Ripple, the U.S. crypto giant, recently filed a formal response to a Securities and Exchange Commission (SEC) lawsuit brought by former Chairman Jay Clayton in December. Ripple categorically denies the accusations against the company and its senior executives. The complaint argues that the XRP digital currency was used as a medium of exchange for cross-border transactions in Ripple’s software products and illicitly evaded SEC registration for seven years.
The response was robust and vehement, confirming the widespread expectation that the company would fight back hard. But there was an even more interesting development: Ripple also filed a Freedom of Information (FOIA) request with SEC requesting documents related to the agency’s determination that Bitcoin (BTC) and Ethereum (ETH) are definitively not securities.
This move appears to be linked to the SEC’s core arguments in its lawsuit that Ripple’s currency XRP is a security and that the company and its executives should be punished for distributing it without going through the onerous registration process. Experts and analysts have long pointed out the similarities between XRP and ETH, and this begs the question: why did the SEC declare that ETH is not a security but file a lawsuit saying that XRP is?
Professor J.W. Verret of the Antonin Scalia Law School at George Mason University was blunt about the SEC’s “haphazard and inconsistent” gyrations on this question in his Feb. 3 Law360 analysis:
XRP relies on Ripple to make a market in the asset, a role that is common to many other commodities that are not determined to be securities. And yet the SEC targeted Ripple for failure to register XRP as a security with the SEC. There are a number of similarities between Ethereum and Ripple. A CoinGeek article points to similarities between the two cryptocurrencies with respect to continued involvement of core developers in continued maintenance of the network code that underlies the two currencies.
In a widely covered speech in 2018, then-SEC Division of Corporation Finance Director William Hinman observed that the digital asset Ethereum should not be considered a security. He observed that if the “central enterprise” aspect of a cryptocurrency asset is not present, it may no longer be properly described as a security.

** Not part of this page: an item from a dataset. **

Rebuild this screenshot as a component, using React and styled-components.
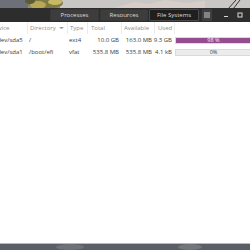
import React from 'react';
import styled, { createGlobalStyle } from 'styled-components';

const GlobalStyle = createGlobalStyle`
  html, body {
    margin: 0;
    padding: 0;
    background: #5d6068;
  }
  * {
    box-sizing: border-box;
  }
`;

const Desktop = styled.div`
  position: relative;
  width: 250px;
  height: 250px;
  overflow: hidden;
  background: linear-gradient(180deg, #7c7e84 0%, #55585f 100%);
  font-family: 'Open Sans', 'Noto Sans', sans-serif;
`;

const Wallpaper = styled.svg`
  position: absolute;
  left: 0;
  top: 0;
  width: 250px;
  height: 250px;
`;

const Window = styled.div`
  position: absolute;
  left: -12px;
  top: 8px;
  width: 276px;
  height: 236px;
  display: flex;
  flex-direction: column;
  background: #ffffff;
  border-bottom: 1px solid #b9b9b9;
`;

const HeaderBar = styled.div`
  height: 14px;
  flex: none;
  display: flex;
  align-items: center;
  background: #2d2d2d;
`;

const Side = styled.div`
  flex: 1 1 0;
  display: flex;
  align-items: center;
  height: 100%;
  justify-content: ${(p) => (p.end ? 'flex-start' : 'flex-end')};
  padding-left: ${(p) => (p.end ? '3px' : '0')};
`;

const Switcher = styled.div`
  display: flex;
  gap: 1px;
  height: 12px;
`;

const Tab = styled.div`
  width: ${(p) => p.w}px;
  height: 12px;
  display: flex;
  align-items: center;
  justify-content: center;
  font-size: 6px;
  color: #dedbd6;
  border-radius: 1px;
  background: ${(p) => (p.active ? '#1f1f1f' : '#3d3d3d')};
  border: 1px solid ${(p) => (p.active ? '#4a4a4a' : '#383838')};
`;

const MenuButton = styled.div`
  width: 10px;
  height: 12px;
  border-radius: 1px;
  background: #3f3f3f;
  display: flex;
  align-items: center;
  justify-content: center;
`;

const Control = styled.div`
  width: 14px;
  height: 12px;
  display: flex;
  align-items: center;
  justify-content: center;
  margin-left: ${(p) => p.gap || 0}px;
`;

const Table = styled.div`
  display: grid;
  grid-template-columns: 39px 40px 20px 34px 33px 20px 1fr;
  font-size: 6px;
  color: #3c3c3c;
`;

const HeadCell = styled.div`
  height: 12px;
  display: flex;
  align-items: center;
  gap: 3px;
  padding-left: ${(p) => p.pl ?? 2}px;
  color: #8d8d8d;
  border-left: ${(p) => (p.first ? 'none' : '1px solid #ececec')};
  white-space: nowrap;
`;

const Cell = styled.div`
  height: 12px;
  display: flex;
  align-items: center;
  justify-content: ${(p) => (p.right ? 'flex-end' : 'flex-start')};
  padding: 0 ${(p) => (p.right ? 2 : 0)}px 0 ${(p) => p.pl ?? 2}px;
  white-space: nowrap;
`;

const BarCell = styled.div`
  height: 12px;
  display: flex;
  align-items: center;
  padding-left: 1px;
`;

const Bar = styled.div`
  position: relative;
  width: 100%;
  height: 7px;
  background: #ececec;
  border: 1px solid #dadada;
`;

const Fill = styled.div`
  height: 100%;
  background: #944e90;
`;

const BarLabel = styled.span`
  position: absolute;
  left: 0;
  top: 0;
  width: 75px;
  height: 100%;
  display: flex;
  align-items: center;
  justify-content: center;
  font-size: 5.5px;
  color: ${(p) => (p.light ? '#f4eaf3' : '#3c3c3c')};
`;

const rows = [
  { device: '/dev/sda5', dir: '/', type: 'ext4', total: '10.0 GB', avail: '163.0 MB', used: '9.3 GB', pct: 98 },
  { device: '/dev/sda1', dir: '/boot/efi', type: 'vfat', total: '535.8 MB', avail: '535.8 MB', used: '4.1 kB', pct: 0 },
];

const App = () => (
  <>
    <GlobalStyle />
    <Desktop>
      <Wallpaper viewBox="0 0 250 250">
        <rect x="0" y="0" width="250" height="9" fill="#8a8c92" />
        <rect x="60" y="0" width="190" height="9" fill="#c9c7c6" />
        <path d="M110 9 L135 2 L150 4 L165 0 L185 3 L205 1 L205 9 Z" fill="#d8cdc8" />
        <path d="M0 0 H28 V9 H0 Z" fill="#6d7079" />
        <ellipse cx="45" cy="3" rx="18" ry="6" fill="#7d7a45" />
        <ellipse cx="38" cy="5" rx="8" ry="4" fill="#b8a856" />
        <ellipse cx="55" cy="2" rx="7" ry="3" fill="#c9b964" />
        <ellipse cx="30" cy="1" rx="5" ry="3" fill="#5d5a38" />
        <path d="M228 9 L236 0 M233 9 L240 0" stroke="#333" strokeWidth="1" />
        <rect x="0" y="244" width="250" height="6" fill="#5b5e66" />
        <ellipse cx="70" cy="247" rx="14" ry="3" fill="#6e7178" />
        <ellipse cx="190" cy="247" rx="12" ry="3" fill="#74767c" />
      </Wallpaper>
      <Window>
        <HeaderBar>
          <Side />
          <Switcher>
            <Tab w={49}>Processes</Tab>
            <Tab w={48}>Resources</Tab>
            <Tab w={50} active>
              File Systems
            </Tab>
          </Switcher>
          <Side end>
            <MenuButton>
              <svg width="6" height="6" viewBox="0 0 6 6">
                <path d="M0 1h6M0 3h6M0 5h6" stroke="#c8c8c8" strokeWidth="1" />
              </svg>
            </MenuButton>
            <Control gap={7}>
              <svg width="6" height="6" viewBox="0 0 6 6">
                <path d="M1 4.5h4" stroke="#d8d8d8" strokeWidth="1" />
              </svg>
            </Control>
            <Control>
              <svg width="6" height="6" viewBox="0 0 6 6">
                <rect x="1" y="1" width="4" height="4" fill="none" stroke="#d8d8d8" strokeWidth="1" />
              </svg>
            </Control>
            <Control>
              <svg width="6" height="6" viewBox="0 0 6 6">
                <path d="M1 1l4 4M5 1l-4 4" stroke="#d8d8d8" strokeWidth="1" />
              </svg>
            </Control>
          </Side>
        </HeaderBar>
        <Table>
          <HeadCell first pl={3}>Device</HeadCell>
          <HeadCell>
            Directory
            <svg width="5" height="4" viewBox="0 0 5 4">
              <path d="M0.5 1l2 2 2-2" fill="#9a9a9a" stroke="#9a9a9a" strokeWidth="0.6" />
            </svg>
          </HeadCell>
          <HeadCell>Type</HeadCell>
          <HeadCell pl={3}>Total</HeadCell>
          <HeadCell>Available</HeadCell>
          <HeadCell pl={3}>Used</HeadCell>
          <HeadCell />
          {rows.map((r) => (
            <React.Fragment key={r.device}>
              <Cell pl={7}>{r.device}</Cell>
              <Cell>{r.dir}</Cell>
              <Cell>{r.type}</Cell>
              <Cell right>{r.total}</Cell>
              <Cell right>{r.avail}</Cell>
              <Cell right pl={0}>{r.used}</Cell>
              <BarCell>
                <Bar>
                  <Fill style={{ width: `${r.pct === 98 ? 100 : r.pct}%` }} />
                  <BarLabel light={r.pct > 50}>{r.pct === 98 ? '98 %' : '0%'}</BarLabel>
                </Bar>
              </BarCell>
            </React.Fragment>
          ))}
        </Table>
      </Window>
    </Desktop>
  </>
);

export default App;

The lines between XRP and Ethereum are much grayer than Hinman’s groundbreaking speech would indicate. This is not to argue that the SEC should also sue Ethereum, as that would cause millions in losses to innocent asset owners. It does however demonstrate that the SEC’s regulatory approach to cryptocurrency has been haphazard and inconsistent over the last four years.
Here is the crux of the contradiction in the SEC’s behavior. ETH was first sold to investors in an initial coin offering (ICO) in 2014, raising over $17 million. It was never registered as a security with the SEC. Four years later, the SEC’s William Hinman announces definitively that ETH is not a security. Fast forward to 2020.
The SEC sues Ripple and two high-ranking executives for not registering XRP as a security in 2013 when it held currency sales, not an ICO. The SEC’s complaint alleged that Ripple and its senior executives pumped XRP as if it were shares whose value was dependent on Ripple’s success as a company, which Ripple’s response meticulously refutes. Comparing the SEC complaint against Ripple with Hinman’s 2018 speech on ETH lends further credence to angry XRP holders who believe the lawsuit was more than hypocrisy on Clayton’s part, but spite.
To add yet another level of absurdity, a few days after Ripple’s response was filed, Ethereum co-founder Joe Lubin and Pantera Capital, a blockchain and crypto investment fund, joined forces to pump ETH among potential investors. The invitation to the conference call was complete with a rocket ship emoji, the ham-fisted social media analogy for ETH’s “all-time high” (ATH) yet still undervalued price.
The SEC says ETH is not a security. This seems to undermine its credibility in the Ripple case.